━━━━━ DATA LINES
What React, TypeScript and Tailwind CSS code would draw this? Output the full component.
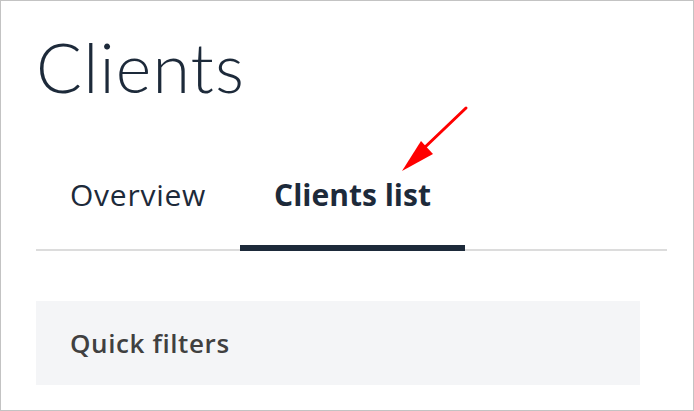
import React from "react";

const tabs = [
  { label: "Overview", active: false },
  { label: "Clients list", active: true },
];

const Arrow = () => (
  <svg
    className="absolute left-[396px] top-[100px]"
    width="76"
    height="76"
    viewBox="0 0 76 76"
    fill="none"
  >
    <line x1="69" y1="7" x2="25" y2="49" stroke="#ff0000" strokeWidth="3" strokeLinecap="round" />
    <polygon points="5,70 24,40 36,53" fill="#ff0000" />
  </svg>
);

export default function App() {
  return (
    <div className="relative w-[694px] h-[411px] overflow-hidden border border-[#c3c3c3] bg-white">
      <div className="pl-[35px] pr-[26px]">
        {/* Page title */}
        <h1 className="pt-[32px] font-['Lato',sans-serif] font-light text-[68px] leading-none text-[#1d2a3a] tracking-[1.2px]">
          Clients
        </h1>

        {/* Tabs */}
        <div className="mt-[79px] flex border-b-2 border-[#dcdcdc]">
          {tabs.map((tab) => (
            <div
              key={tab.label}
              className={
                tab.active
                  ? "relative px-[34px] pb-[39px] font-['Open_Sans',sans-serif] font-bold text-[30px] leading-none text-[#1d2a3a]"
                  : "relative px-[34px] pb-[39px] font-['Open_Sans',sans-serif] font-normal text-[30px] leading-none text-[#1d2a3a] tracking-[0.75px]"
              }
            >
              {tab.label}
              {tab.active && (
                <span className="absolute left-0 right-0 -bottom-[2px] h-[6px] bg-[#1d2a3a]" />
              )}
            </div>
          ))}
        </div>

        {/* Quick filters */}
        <div className="mt-[50px] w-[604px] h-[84px] bg-[#f4f5f7] px-[34px] flex items-center">
          <span className="font-['Open_Sans',sans-serif] font-semibold text-[26px] text-[#404040] tracking-[0.6px]">
            Quick filters
          </span>
        </div>
      </div>

      <Arrow />
    </div>
  );
}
━━━━━━━━━━
# EXERCISE BRIEF:
Without the pictures, print the whole listing exactly as given.

# RESPONSE BELOW:
What React, TypeScript and Tailwind CSS code would draw this? Output the full component.
import React from "react";

const tabs = [
  { label: "Overview", active: false },
  { label: "Clients list", active: true },
];

const Arrow = () => (
  <svg
    className="absolute left-[396px] top-[100px]"
    width="76"
    height="76"
    viewBox="0 0 76 76"
    fill="none"
  >
    <line x1="69" y1="7" x2="25" y2="49" stroke="#ff0000" strokeWidth="3" strokeLinecap="round" />
    <polygon points="5,70 24,40 36,53" fill="#ff0000" />
  </svg>
);

export default function App() {
  return (
    <div className="relative w-[694px] h-[411px] overflow-hidden border border-[#c3c3c3] bg-white">
      <div className="pl-[35px] pr-[26px]">
        {/* Page title */}
        <h1 className="pt-[32px] font-['Lato',sans-serif] font-light text-[68px] leading-none text-[#1d2a3a] tracking-[1.2px]">
          Clients
        </h1>

        {/* Tabs */}
        <div className="mt-[79px] flex border-b-2 border-[#dcdcdc]">
          {tabs.map((tab) => (
            <div
              key={tab.label}
              className={
                tab.active
                  ? "relative px-[34px] pb-[39px] font-['Open_Sans',sans-serif] font-bold text-[30px] leading-none text-[#1d2a3a]"
                  : "relative px-[34px] pb-[39px] font-['Open_Sans',sans-serif] font-normal text-[30px] leading-none text-[#1d2a3a] tracking-[0.75px]"
              }
            >
              {tab.label}
              {tab.active && (
                <span className="absolute left-0 right-0 -bottom-[2px] h-[6px] bg-[#1d2a3a]" />
              )}
            </div>
          ))}
        </div>

        {/* Quick filters */}
        <div className="mt-[50px] w-[604px] h-[84px] bg-[#f4f5f7] px-[34px] flex items-center">
          <span className="font-['Open_Sans',sans-serif] font-semibold text-[26px] text-[#404040] tracking-[0.6px]">
            Quick filters
          </span>
        </div>
      </div>

      <Arrow />
    </div>
  );
}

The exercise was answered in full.